Competitor intelligence should be usable and help with decision making by product, by sales, or by marketing. It should not be about creating a bible of information – it will never be socialized or used effectively.

Think about how different teams need competitor intelligence, and work backwards from there. For example:

  • Sales teams need competitor landscape info for initial training, battlecards for regular updates, and real-time insight on how to beat them

  • Product teams need general landscape knowledge, information on their market, and their unique claims; feature insight can be gleaned later on a project basis

  • Marketing teams will need general landscape knowledge, how they differentiate, and their awareness in the market; marketing tactics can be evaluated later

This might lead to three pieces of work:

  • One-page overviews of top competitors, their place in the landscape, who their market is, and how well known they are

  • Summarised battlecards of key messaging and our defensive/offensive game plan against them

  • Real-time insight to allow teams to react (or be proactive) to updates

With small teams who have a lot of shared domain experience, it’s often most effective to start in reverse order.

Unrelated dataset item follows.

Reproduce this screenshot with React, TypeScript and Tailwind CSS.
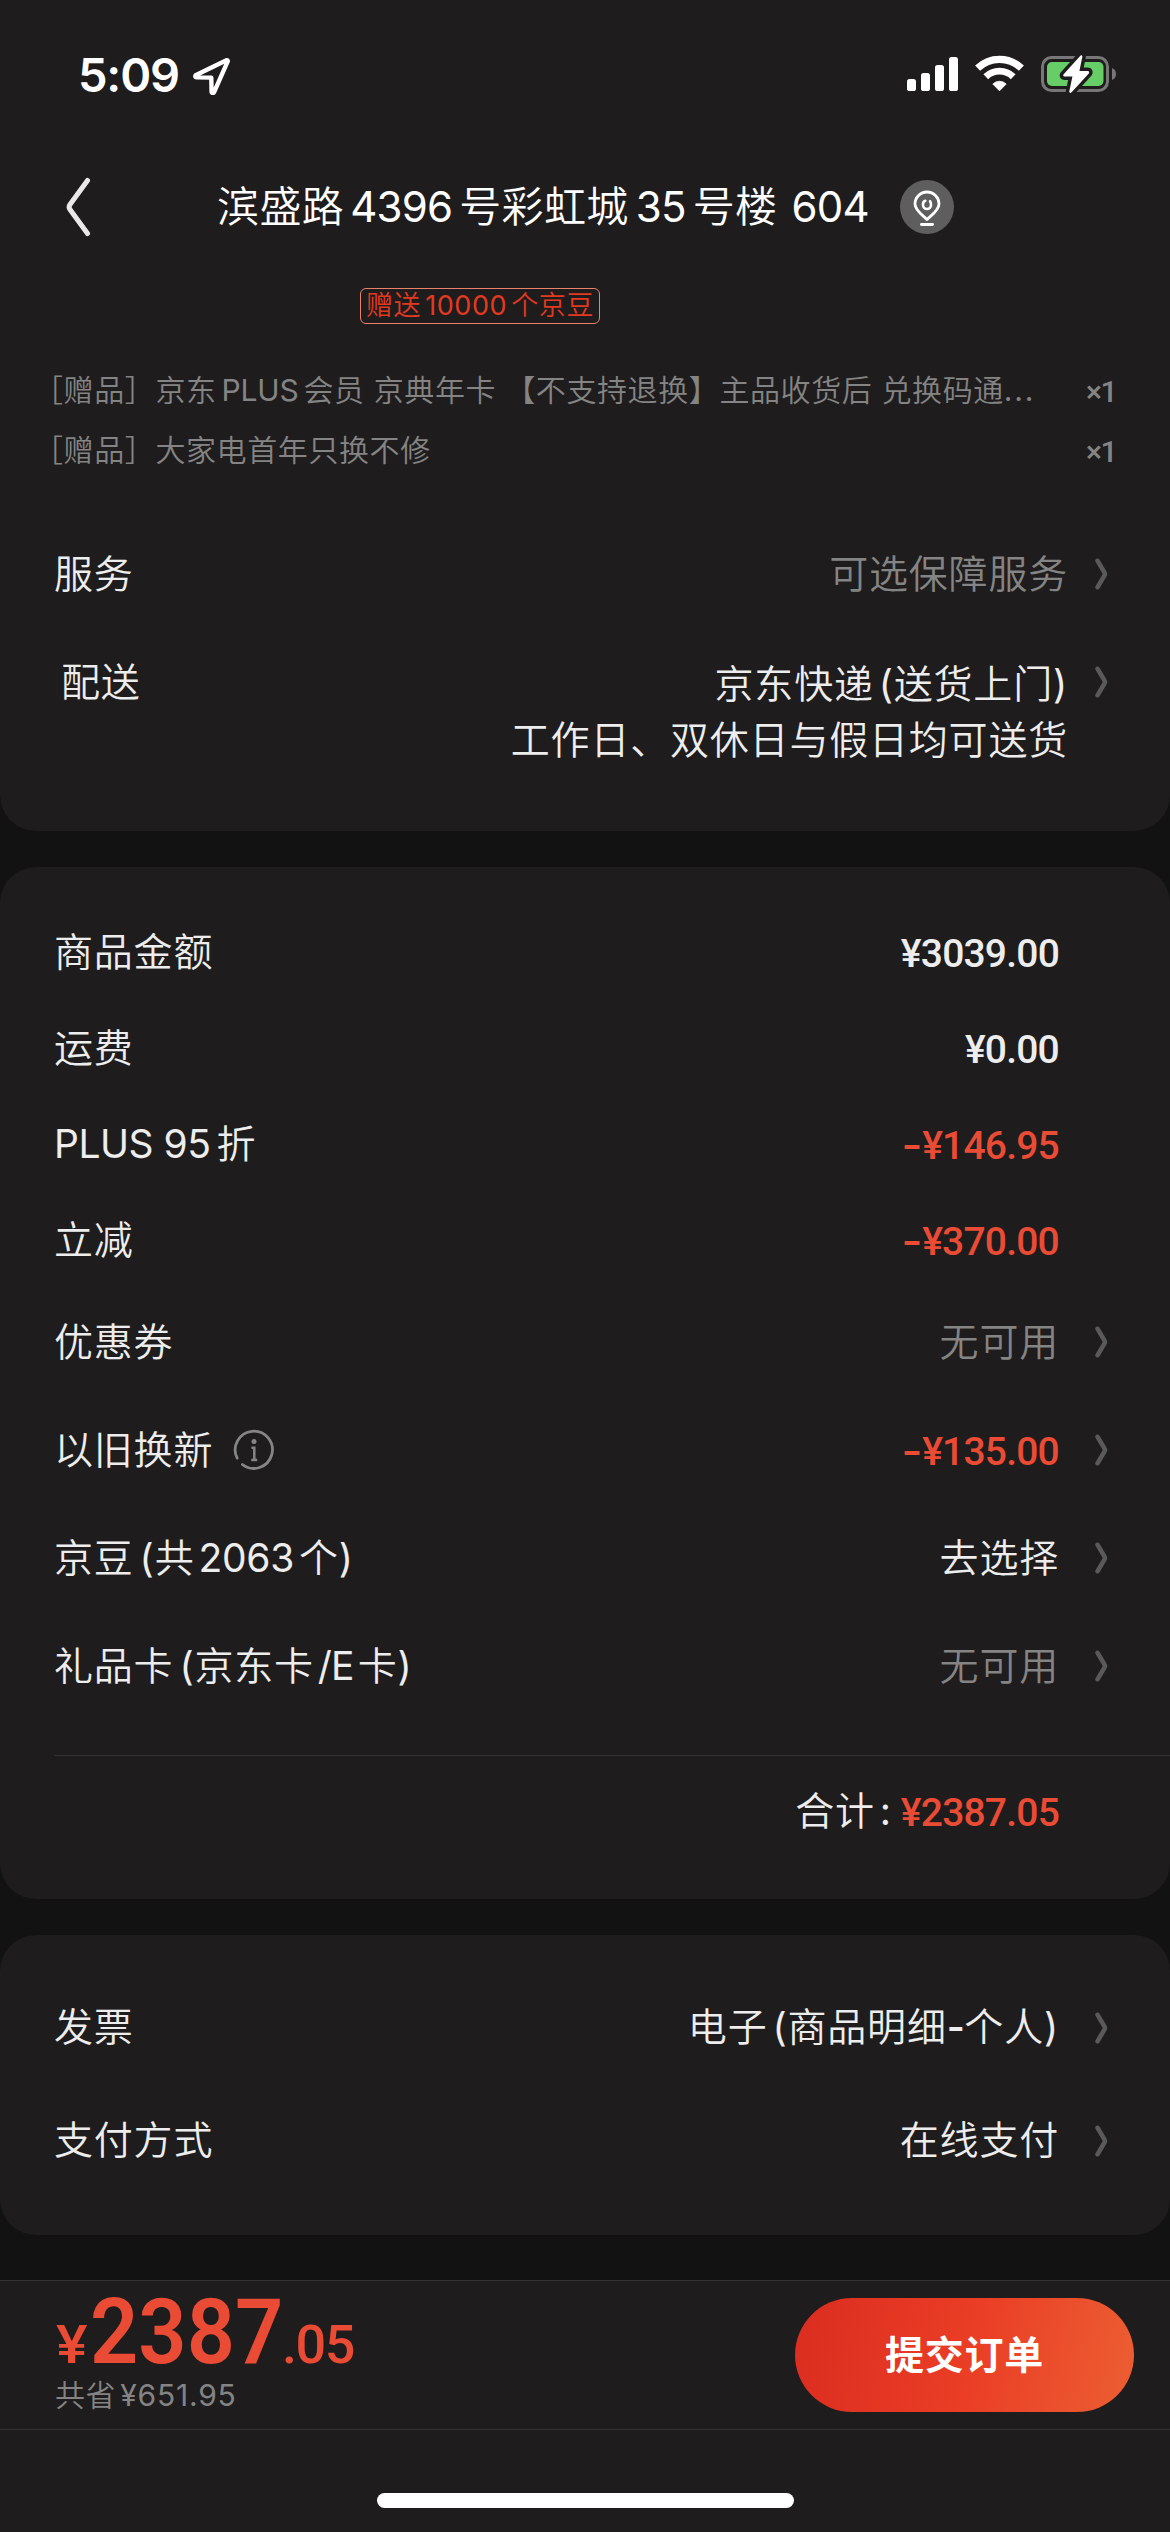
import React from "react";
import clsx from "clsx";

function Latin({ children, className }: { children: React.ReactNode; className?: string }) {
  return <span className={clsx("font-normal", className)}>{children}</span>;
}

function Chevron() {
  return (
    <svg width="14" height="32" viewBox="0 0 14 32" fill="none">
      <path
        d="M2.6 2.8 9.4 14.4Q10.4 16 9.4 17.6L2.6 29.2"
        stroke="#5a5a5a"
        strokeWidth="4.600"
        strokeLinecap="round"
      />
    </svg>
  );
}

function StatusBar() {
  return (
    <div className="flex h-[141px] items-start justify-between pt-[53px] pr-[53px] pl-[78px]">
      <div className="flex items-center gap-[13px]">
        <span className="text-[47px] leading-[43px] font-semibold tracking-[-1.2px] text-white">
          5:09
        </span>
        <svg width="40" height="40" viewBox="0 0 40 40" fill="none">
          <path
            d="M34.5 5.2 3.6 20.3Q2.6 22 4.4 22.4L19.3 22.6 19.6 37.2Q20.6 39 22 37.4L35.8 6.2Q35.8 4.8 34.5 5.2Z"
            stroke="#fff"
            strokeWidth="4.4"
            strokeLinejoin="round"
          />
        </svg>
      </div>
      <div className="flex items-start gap-[17px]">
        <svg width="51" height="42" viewBox="0 0 51 42" fill="#fff">
          <rect x="0" y="26" width="9" height="12" rx="2.6" />
          <rect x="14" y="20" width="9" height="18" rx="2.6" />
          <rect x="28" y="12" width="9" height="26" rx="2.6" />
          <rect x="42" y="4" width="9" height="34" rx="2.6" />
        </svg>
        <svg width="49" height="42" viewBox="0 0 49 42" fill="none" stroke="#fff">
          <path d="M2.6 15.2A31.5 31.5 0 0 1 46.4 15.2" strokeWidth="7.2" />
          <path d="M10.8 23.7A19.6 19.6 0 0 1 38.2 23.7" strokeWidth="6.8" />
          <path
            d="M24.5 37.8 17.8 31A9.5 9.5 0 0 1 31.2 31Z"
            fill="#fff"
            strokeWidth="0.8"
            strokeLinejoin="round"
          />
        </svg>
        <svg width="76" height="42" viewBox="0 0 76 42" fill="none">
          <rect x="1.5" y="4.5" width="65" height="33" rx="9" stroke="#777" strokeWidth="3" />
          <path d="M71 15q4 1.600 4 6t-4 6z" fill="#777" />
          <rect x="6" y="9" width="56.500" height="24" rx="5" fill="#67ce67" />
          <path
            d="M39.600 2.600 22.400 21.500Q21.600 23.400 23.400 23.600H31.400L28.200 38.800Q28.800 40.600 30.400 39.400L47.800 20.400Q48.800 18.200 46.800 18H38.400L41.400 3.600Q41 1.800 39.600 2.600Z"
            fill="#fff"
            stroke="#1e1c1d"
            strokeWidth="7"
            strokeLinejoin="round"
            paintOrder="stroke"
          />
        </svg>
      </div>
    </div>
  );
}

function Header() {
  return (
    <header className="flex h-[132px] items-center pl-[65px]">
      <svg width="28" height="62" viewBox="0 0 28 62" fill="none">
        <path
          d="M22.500 4.500 5 28.500Q3.200 31 5 33.500L22.500 57.500"
          stroke="#e9e9e9"
          strokeWidth="5"
          strokeLinecap="round"
        />
      </svg>
      <h1 className="ml-[124px] text-[42px] leading-[60px] tracking-[0.4px] whitespace-nowrap text-white">
        滨盛路<Latin className="mr-[7px] ml-[6px] tracking-[-0.8px]">4396</Latin>号彩虹城
        <Latin className="mx-[7px] tracking-[-0.8px]">35</Latin>号楼
        <Latin className="ml-[14px] tracking-[-0.8px]">604</Latin>
      </h1>
      <span className="ml-[31px] flex size-[54px] items-center justify-center rounded-full bg-[#5e5e5e]">
        <svg width="54" height="54" viewBox="0 0 54 54" fill="none" stroke="#fff" strokeLinecap="round">
          <path
            d="M27 39.500C23 35.500 15 30.500 15 24A12 12 0 0 1 39 24C39 30.500 31 35.500 27 39.500Z"
            strokeWidth="2.800"
            strokeLinejoin="round"
          />
          <path d="M25.300 20.800Q22.800 21.500 23 25A4 4 0 0 0 31 25Q31.200 22.600 30 21.200" strokeWidth="2.600" />
          <path d="M21.400 44.500H32.600" strokeWidth="2.800" />
        </svg>
      </span>
    </header>
  );
}

function GiftLine({ children }: { children: React.ReactNode }) {
  return (
    <div className="flex h-[60px] items-center justify-between pr-[54px] pl-[33px] text-[30px] tracking-[0.6px] whitespace-nowrap text-[#848484]">
      <span>{children}</span>
      <span className="pt-[2px] font-[Roboto] font-medium tracking-[-1.500px]">×1</span>
    </div>
  );
}

type RowProps = {
  label: React.ReactNode;
  value: React.ReactNode;
  arrow?: boolean;
  tone?: "normal" | "muted" | "price" | "discount";
  className: string;
};

function Row({ label, value, arrow, tone = "normal", className }: RowProps) {
  return (
    <div className={clsx("flex items-center pr-[61px] pl-[54px] whitespace-nowrap", className)}>
      <span className="flex flex-1 items-center">{label}</span>
      <span
        className={clsx(
          tone === "muted" && "text-[#848484]",
          tone === "price" && "pt-[4px] font-[Roboto] font-medium tracking-[-0.8px]",
          tone === "discount" && "pt-[3px] font-[Roboto] font-medium tracking-[-0.8px] text-[#ea4b35]"
        )}
      >
        {tone === "discount" && (
          <span className="mr-[1px] inline-block origin-right scale-x-115 font-[Inter] font-semibold">-</span>
        )}
        {value}
      </span>
      <span className="flex w-[50px] justify-end">{arrow && <Chevron />}</span>
    </div>
  );
}

function InfoIcon() {
  return (
    <svg className="ml-[20px]" width="42" height="42" viewBox="0 0 42 42" fill="none" stroke="#858585">
      <path d="M4.200 29.200A18.600 18.600 0 1 1 9.400 35.500" strokeWidth="2.800" strokeLinecap="round" />
      <circle cx="21" cy="12.500" r="2.500" fill="#858585" stroke="none" />
      <path d="M18.400 18.800H21.300V31M18.200 31H24.200" strokeWidth="2.500" />
    </svg>
  );
}

function ProductCard() {
  return (
    <section className="h-[558px] rounded-b-[36px] bg-[#1e1c1d] pt-[15px]">
      <div className="ml-[360px] flex h-[36px] w-[240px] items-center justify-center rounded-[6px] border border-[#e9816b] text-[27px] tracking-[0.6px] whitespace-nowrap text-[#e23a20]">
        赠送<Latin className="mx-[4px]">10000</Latin>个京豆
      </div>
      <div className="mt-[36px]">
        <GiftLine>
          ［赠品］京东<Latin className="mx-[5px] tracking-[-0.200px]">PLUS</Latin>会员 京典年卡 【不支持退换】主品收货后 兑换码通
          <Latin className="tracking-[1.800px]">...</Latin>
        </GiftLine>
        <GiftLine>［赠品］大家电首年只换不修</GiftLine>
      </div>
      <div className="mt-[40px]">
        <div className="flex h-[108px] items-center pr-[61px] pl-[54px]">
          <span className="flex-1">服务</span>
          <span className="text-[#848484]">可选保障服务</span>
          <span className="flex w-[41px] justify-end">
            <Chevron />
          </span>
        </div>
        <div className="flex items-start pt-[27px] pr-[61px] pl-[61px] leading-[56px]">
          <span className="-mt-[1px] flex-1">配送</span>
          <span className="pt-[1px] text-right">
            京东快递<Latin className="ml-[5px]">(</Latin>送货上门<Latin>)</Latin>
            <br />
            工作日、双休日与假日均可送货
          </span>
          <span className="flex h-[54px] w-[41px] items-center justify-end">
            <Chevron />
          </span>
        </div>
      </div>
    </section>
  );
}

function PriceCard() {
  const small = "h-[96px]";
  const large = "h-[108px]";
  return (
    <section className="mt-[36px] h-[1032px] rounded-[36px] bg-[#1e1c1d] pt-[37px]">
      <Row className={small} label="商品金额" value="¥3039.00" tone="price" />
      <Row className={small} label="运费" value="¥0.00" tone="price" />
      <Row
        className={small}
        label={<><Latin className="mr-[6px] tracking-[-0.500px]">PLUS 95</Latin>折</>}
        value="¥146.95"
        tone="discount"
      />
      <Row className={small} label="立减" value="¥370.00" tone="discount" />
      <Row className={large} label="优惠券" value="无可用" tone="muted" arrow />
      <Row
        className={large}
        label={<>以旧换新<InfoIcon /></>}
        value="¥135.00"
        tone="discount"
        arrow
      />
      <Row
        className={large}
        label={
          <span>
            京豆<Latin className="ml-[6px]">(</Latin>共<Latin className="mr-[5px] ml-[4px] tracking-[-0.300px]">2063</Latin>个
            <Latin>)</Latin>
          </span>
        }
        value="去选择"
        arrow
      />
      <Row
        className={large}
        label={
          <span>
            礼品卡<Latin className="ml-[6px]">(</Latin>京东卡<Latin className="mr-[4px] ml-[4px] tracking-[-0.800px]">/E</Latin>卡
            <Latin>)</Latin>
          </span>
        }
        value="无可用"
        tone="muted"
        arrow
      />
      <div className="mt-[35px] ml-[54px] h-px bg-[#333132]" />
      <div className="flex h-[110px] items-center justify-end pt-[1px] pr-[111px]">
        <span>合计</span>
        <span className="mr-[9px] ml-[5px] font-normal">:</span>
        <span className="pt-[3px] font-[Roboto] font-medium tracking-[-0.8px] text-[#ea4b35]">¥2387.05</span>
      </div>
    </section>
  );
}

function PayCard() {
  return (
    <section className="mt-[36px] h-[300px] rounded-[36px] bg-[#1e1c1d] pt-[36px]">
      <Row
        className="h-[113px]"
        label="发票"
        value={
          <>
            电子<Latin className="ml-[5px]">(</Latin>商品明细
            <span className="font-semibold tracking-[-0.500px]">-</span>个人<Latin>)</Latin>
          </>
        }
        arrow
      />
      <Row className="h-[113px]" label="支付方式" value="在线支付" arrow />
    </section>
  );
}

function SubmitBar() {
  return (
    <footer className="mt-[45px] h-[252px] border-t border-[#333132] bg-[#1e1c1d]">
      <div className="flex h-[149px] items-start justify-between border-b border-[#333132] pr-[36px] pl-[55px]">
        <div>
          <div className="flex h-[96px] items-baseline font-[Roboto] leading-[102px] whitespace-nowrap text-[#ea4b35]">
            <span className="ml-[1px] w-[34px] origin-left scale-x-110 text-[54px] font-medium">¥</span>
            <span className="w-[192px] origin-left scale-x-[0.93] text-[91px] font-semibold tracking-normal">2387</span>
            <span className="text-[54px] font-medium tracking-[-1.500px]">.05</span>
          </div>
          <div className="text-[30px] leading-[36px] tracking-[0.6px] text-[#848484]">
            共省<Latin className="ml-[4px] tracking-[0.800px]">¥651.95</Latin>
          </div>
        </div>
        <button className="mt-[17px] h-[114px] w-[339px] rounded-full bg-linear-[100deg,#db2d20,#ea3d25_50%,#ec5e32] font-bold text-white">
          提交订单
        </button>
      </div>
      <div className="mx-auto mt-[63px] h-[15px] w-[417px] rounded-full bg-white" />
    </footer>
  );
}

export default function App() {
  return (
    <div className="h-[2532px] w-[1170px] overflow-hidden bg-[#131213] font-[Inter,'Noto_Sans_CJK_SC',sans-serif] text-[39px] font-[350] tracking-[0.8px] text-[#ededed]">
      <div className="bg-[#1e1c1d]">
        <StatusBar />
        <Header />
      </div>
      <ProductCard />
      <PriceCard />
      <PayCard />
      <SubmitBar />
    </div>
  );
}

  • Build the real-time feed using a Slack channel and space for discussion on sales insights, auto-post reviews for them from G2 or Capterra, send Google alerts straight into the channel

  • Assign someone to spend a day on creating battlecards, and iterate monthly with direct feedback from sales

  • Assign someone a week to create the first draft of a competitor overview before making it part of someone’s regular responsibilities

Build systems and processes as early as you can

Building a regular system of build, use, learn to iterate quickly is much more effective than revisiting behemoth documents twice a year.

You’ll have less manual work on your to-do list while using current, up-to-date insight to drive better decisions and react quickly to market changes.